Bayesian not-for-spam

Kickstart has asked for the wisdom of the Perl Monks concerning the following question:

Replies are listed 'Best First'.
•Re: Bayesian not-for-spam by merlyn (Sage) on Jul 14, 2003 at 22:47 UTC
See AI::Categorizer::Learner::NaiveBayes. -- Randal L. Schwartz, Perl hacker Be sure to read my standard disclaimer if this is a reply.	[reply]
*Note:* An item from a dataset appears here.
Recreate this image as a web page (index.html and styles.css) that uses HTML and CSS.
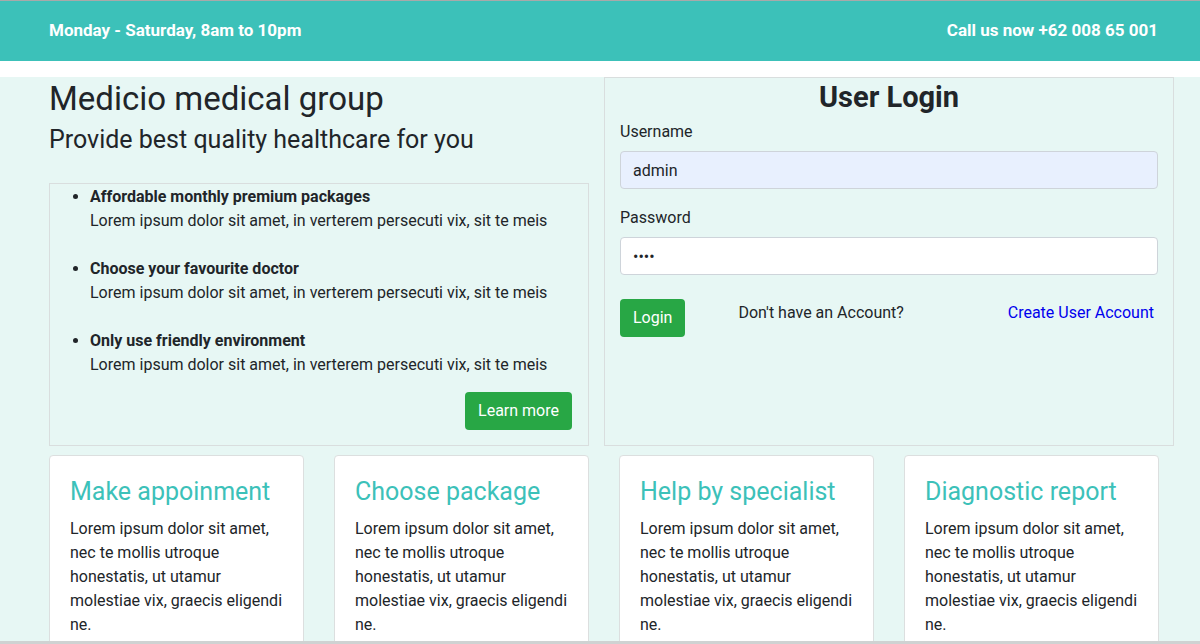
FILE: index.html
```html
<!DOCTYPE html>
<html lang="en">
<head>
<meta charset="utf-8">
<title>Medicio</title>
<link rel="stylesheet" href="styles.css">
</head>
<body>
<header class="topbar">
  <div class="topbar-inner">
    <span>Monday - Saturday, 8am to 10pm</span>
    <span>Call us now +62 008 65 001</span>
  </div>
</header>
<main class="main">
  <div class="hero-row">
    <section class="intro">
      <h1 class="intro-title">Medicio medical group</h1>
      <h2 class="intro-sub">Provide best quality healthcare for you</h2>
      <div class="feature-box">
        <ul class="feature-list">
          <li><strong>Affordable monthly premium packages</strong><span>Lorem ipsum dolor sit amet, in verterem persecuti vix, sit te meis</span></li>
          <li><strong>Choose your favourite doctor</strong><span>Lorem ipsum dolor sit amet, in verterem persecuti vix, sit te meis</span></li>
          <li><strong>Only use friendly environment</strong><span>Lorem ipsum dolor sit amet, in verterem persecuti vix, sit te meis</span></li>
        </ul>
        <div class="feature-actions"><a class="btn btn-green" href="#">Learn more</a></div>
      </div>
    </section>
    <section class="login">
      <h2 class="login-title">User Login</h2>
      <form class="login-form">
        <label class="field-label" for="u">Username</label>
        <input class="field field-autofill" id="u" type="text" value="admin">
        <label class="field-label" for="p">Password</label>
        <input class="field" id="p" type="password" value="1234">
        <div class="login-actions">
          <button class="btn btn-green" type="button">Login</button>
          <span class="no-account">Don't have an Account?</span>
          <a class="create-link" href="#">Create User Account</a>
        </div>
      </form>
    </section>
  </div>
  <div class="cards">
    <div class="card"><h3 class="card-title">Make appoinment</h3><p class="card-text">Lorem ipsum dolor sit amet, nec te mollis utroque honestatis, ut utamur molestiae vix, graecis eligendi ne.</p></div>
    <div class="card"><h3 class="card-title">Choose package</h3><p class="card-text">Lorem ipsum dolor sit amet, nec te mollis utroque honestatis, ut utamur molestiae vix, graecis eligendi ne.</p></div>
    <div class="card"><h3 class="card-title">Help by specialist</h3><p class="card-text">Lorem ipsum dolor sit amet, nec te mollis utroque honestatis, ut utamur molestiae vix, graecis eligendi ne.</p></div>
    <div class="card"><h3 class="card-title">Diagnostic report</h3><p class="card-text">Lorem ipsum dolor sit amet, nec te mollis utroque honestatis, ut utamur molestiae vix, graecis eligendi ne.</p></div>
  </div>
</main>
</body>
</html>
```
FILE: styles.css
```css
* { box-sizing: border-box; }
html, body { margin: 0; padding: 0; }
body {
  font-family: Roboto, "Noto Sans", sans-serif;
  font-size: 16px;
  line-height: 24px;
  color: #212529;
  background: #e7f7f4;
  overflow: hidden;
  height: 644px;
}
body::after {
  content: "";
  position: fixed;
  left: 0;
  right: 0;
  bottom: 0;
  height: 3px;
  background: #cfd2d2;
}
.topbar {
  background: #3cc1b9;
  border-top: 1px solid #a9a9a9;
  height: 61px;
  margin-bottom: 16px;
  box-shadow: 0 16px 0 #fff;
}
.topbar-inner {
  display: flex;
  justify-content: space-between;
  align-items: center;
  height: 58px;
  padding: 0 42px 0 49px;
  color: #fff;
  font-weight: 700;
  font-size: 17px;
}
.main { padding: 0 26px 0 49px; }
.hero-row { display: flex; gap: 15px; align-items: stretch; }
.intro { width: 540px; }
.intro-title { margin: 2px 0 0; font-size: 33px; font-weight: 400; line-height: 40px; }
.intro-sub { margin: 0; padding-top: 1px; font-size: 25px; font-weight: 400; line-height: 40px; }
.feature-box {
  margin-top: 23px;
  border: 1px solid #d9dede;
  padding: 1px 16px 15px 0;
}
.feature-list { margin: 0; padding-left: 40px; }
.feature-list li { margin-bottom: 24px; }
.feature-list li:last-child { margin-bottom: 0; }
.feature-list strong, .feature-list span { display: block; }
.feature-list strong { font-weight: 700; }
.feature-actions { display: flex; justify-content: flex-end; margin-top: 15px; }
.btn {
  display: inline-block;
  border: 0;
  border-radius: 4px;
  padding: 7px 13px;
  font: inherit;
  line-height: 24px;
  color: #fff;
  text-decoration: none;
  cursor: pointer;
}
.btn-green { background: #28a745; }
.login {
  width: 570px;
  border: 1px solid #d9dede;
  padding: 0 15px;
}
.login-title { margin: 2px 0 5px; text-align: center; font-size: 29px; font-weight: 700; line-height: 34px; }
.login-form { display: flex; flex-direction: column; }
.field-label { line-height: 24px; padding-top: 1px; margin-bottom: 7px; }
.field {
  height: 38px;
  border: 1px solid #ced4da;
  border-radius: 4px;
  padding: 6px 12px;
  font: inherit;
  color: #212529;
  background: #fff;
  margin-bottom: 16px;
}
.field-autofill { background: #e8f0fe; }
.login-actions { display: flex; align-items: flex-start; margin-top: 8px; }
.no-account { margin-left: 53px; line-height: 26px; padding-top: 1px; }
.create-link { margin-left: auto; margin-right: 4px; color: #0000ee; text-decoration: none; line-height: 26px; padding-top: 1px; }
.cards { display: flex; gap: 30px; margin-top: 9px; }
.card {
  flex: 0 0 255px;
  background: #fff;
  border: 1px solid #dcdfdf;
  border-radius: 4px;
  padding: 21px 20px 20px;
  height: 300px;
}
.card-title { margin: 0 0 11px; color: #3cc1b9; font-size: 25px; font-weight: 400; line-height: 29px; }
.card-text { margin: 0; }
```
Re: Bayesian not-for-spam by tilly (Archbishop) on Jul 14, 2003 at 23:48 UTC
You look like you might be trying to predict things like the stock market. If so, then please note that both theory and practice indicate that stock prices follow a random walk. There is no correlation between what they have done in the past and what they will do in the future. (Other than an overall tendancy to climb about 10% per year. OTOH that is a trend which we are currently well above the historical average for...) Thus a computer program to predict the prices is unlikely to yield anything useful. Though our human tendancy to see patterns whether or not they are there will cause you to find all sorts of spurious things if you tinker enough..spurious connections that won't hold up with future data.	[reply]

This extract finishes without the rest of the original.